= What a queer bird =

"What a queer bird" is a poem, folk song, or essay that may be sung as a round. It first can be found in print in 1921. It rapidly disseminated across dozens of publications in the United States the following year, but its precise origin is unclear.

== Poem ==
The words are as follows:

What a queer bird, the frog are
When he sit he stand (almost)
When he walk he fly (almost)
When he talk he cry (almost)
He ain't got no sense, hardly
He ain't got no tail, neither, hardly
He sit on what he ain't got hardly

== Publication ==
The poem was printed in Minnesota's Willmar Tribune in January 1921, and was attributed to "A Swedish boy up in Biwabik" instructed to write an essay on the frog.
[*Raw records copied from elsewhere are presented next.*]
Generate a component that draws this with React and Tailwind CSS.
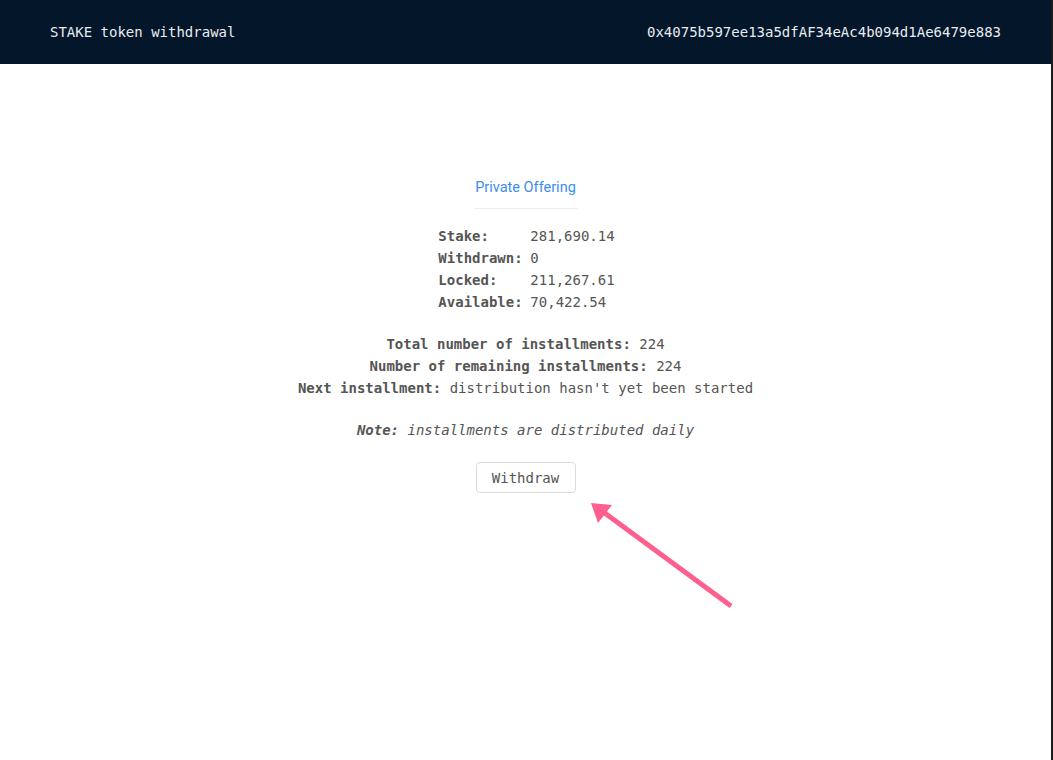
const mono = { fontFamily: '"DejaVu Sans Mono", "Liberation Mono", monospace' };

const STATS = [
  ['Stake:', '281,690.14'],
  ['Withdrawn:', '0'],
  ['Locked:', '211,267.61'],
  ['Available:', '70,422.54'],
];

function Arrow() {
  return (
    <svg className="absolute left-0 top-0 pointer-events-none" width="1053" height="760" viewBox="0 0 1053 760">
      <line x1="731" y1="606" x2="602" y2="511" stroke="#ff5f8f" strokeWidth="5" />
      <polygon points="591,503 612,505 598,523" fill="#ff5f8f" />
    </svg>
  );
}

export default function App() {
  return (
    <div className="relative min-h-screen bg-white border-r-2 border-[#1c1c1c] text-sm" style={mono}>
      <header className="h-16 bg-[#04162a] flex items-center justify-between pl-[50px] pr-[50px] text-[#e8ecf1] text-sm">
        <span>STAKE token withdrawal</span>
        <span>0x4075b597ee13a5dfAF34eAc4b094d1Ae6479e883</span>
      </header>

      <main className="flex flex-col items-center pt-[114px] text-[#555]">
        <div className="text-[#3b8ef0] text-[14.5px] leading-5 pb-[10px] w-[104px] text-center border-b border-[#eceef0]" style={{ fontFamily: 'Roboto, "Noto Sans", sans-serif' }}>
          Private Offering
        </div>

        <div className="mt-4 leading-[22px] pl-[2px]">
          {STATS.map(([k, v]) => (
            <div key={k} className="flex">
              <span className="w-[92px] font-bold">{k}</span>
              <span>{v}</span>
            </div>
          ))}
        </div>

        <div className="mt-5 leading-[22px] text-center">
          <div><b>Total number of installments:</b> 224</div>
          <div><b>Number of remaining installments:</b> 224</div>
          <div><b>Next installment:</b> distribution hasn't yet been started</div>
        </div>

        <div className="mt-5 leading-[22px] italic">
          <b>Note:</b> installments are distributed daily
        </div>

        <button className="mt-[21px] w-[100px] h-[31px] border border-[#dcdcdc] rounded-sm bg-white text-[#555] text-sm" style={mono}>
          Withdraw
        </button>
      </main>

      <Arrow />
    </div>
  );
}
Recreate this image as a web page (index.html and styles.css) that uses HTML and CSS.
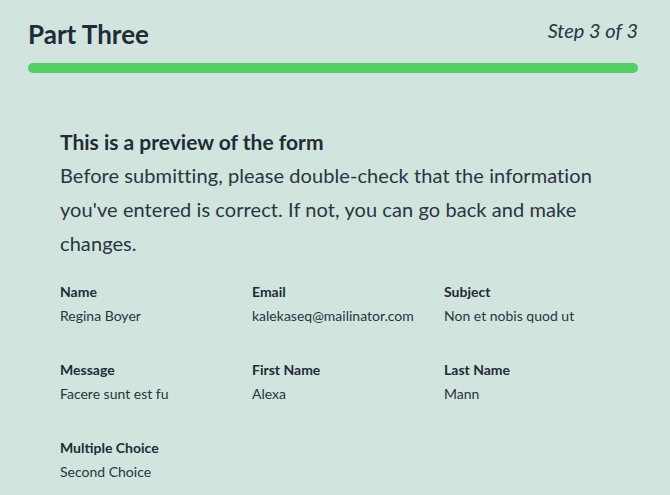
FILE: index.html
```html
<!DOCTYPE html>
<html lang="en">
<head>
    <meta charset="UTF-8">
    <meta name="viewport" content="width=device-width, initial-scale=1.0">
    <title>Part Three</title>
    <link rel="stylesheet" href="styles.css">
</head>
<body>
    <header class="step-header">
        <h1>Part Three</h1>
        <div class="step-count">Step 3 of 3</div>
    </header>
    <div class="progress"><div class="progress-bar" style="width: 100%"></div></div>

    <section class="preview">
        <h2>This is a preview of the form</h2>
        <p class="intro">Before submitting, please double-check that the information you've entered is correct. If not, you can go back and make changes.</p>
        <div class="fields">
            <div class="field">
                <div class="label">Name</div>
                <div class="value">Regina Boyer</div>
            </div>
            <div class="field">
                <div class="label">Email</div>
                <div class="value">kalekaseq@mailinator.com</div>
            </div>
            <div class="field">
                <div class="label">Subject</div>
                <div class="value">Non et nobis quod ut</div>
            </div>
            <div class="field">
                <div class="label">Message</div>
                <div class="value">Facere sunt est fu</div>
            </div>
            <div class="field">
                <div class="label">First Name</div>
                <div class="value">Alexa</div>
            </div>
            <div class="field">
                <div class="label">Last Name</div>
                <div class="value">Mann</div>
            </div>
            <div class="field">
                <div class="label">Multiple Choice</div>
                <div class="value">Second Choice</div>
            </div>
        </div>
    </section>
</body>
</html>
```

FILE: styles.css
```css
body{
    font-family: 'Lato', 'Open Sans', sans-serif;
    color: #232b36;
    background-color: #d1e4de;
    margin: 0;
    padding: 18px 32px 0 28px;
}

.step-header{
    display: flex;
    justify-content: space-between;
    align-items: flex-start;
}

.step-header h1{
    font-size: 26px;
    font-weight: 700;
    margin: 0;
    padding-top: 1px;
    line-height: 30px;
}

.step-count{
    font-style: italic;
    font-size: 20px;
    line-height: 24px;
    color: #2b3440;
}

.progress{
    margin-top: 14px;
    height: 10px;
    border-radius: 5px;
    background-color: #c4d8d2;
}

.progress-bar{
    height: 100%;
    border-radius: 5px;
    background-color: #51cf66;
}

.preview{
    margin: 30px 16px 0 16px;
    padding: 26px 15px 20px;
    border: 1px solid #dde3e1;
    border-bottom: none;
}

.preview h2{
    font-size: 21px;
    font-weight: 700;
    margin: 0;
    line-height: 24px;
}

.intro{
    font-size: 20px;
    line-height: 34px;
    margin: 4px 0 20px;
    color: #2b3440;
    letter-spacing: 0.08px;
}

.fields{
    display: grid;
    grid-template-columns: repeat(3, 192px);
    row-gap: 30px;
}

.label{
    font-size: 14px;
    font-weight: 700;
    line-height: 24px;
}

.value{
    font-size: 14px;
    line-height: 24px;
    color: #2b3440;
}
```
In 1922, multiple United States publications attributed the poem or essay to "a young Norwegian in Chicago", with the work allegedly first printed in the Bulletin of the Chicago Board of Education. The Chicago Ledger printed the work in its "Jokes and More Jokes" section in May 1922, where the word "wonderful" replaced "queer". In July 1922, it appeared as a verse of imprecise origin in the American Consular Bulletin. When printed in the "Pleasantries" section of The Christian Register in September 1922, it was attributed as a "[c]omposition by foreigner in a Chicago night school." By 1980, it was published as a folk song to be sung as a round.

== Popular culture ==
At the 2017 Mark Twain Prize comedian Bill Murray recited the poem to recipient David Letterman while being dressed as an Elizabethan king.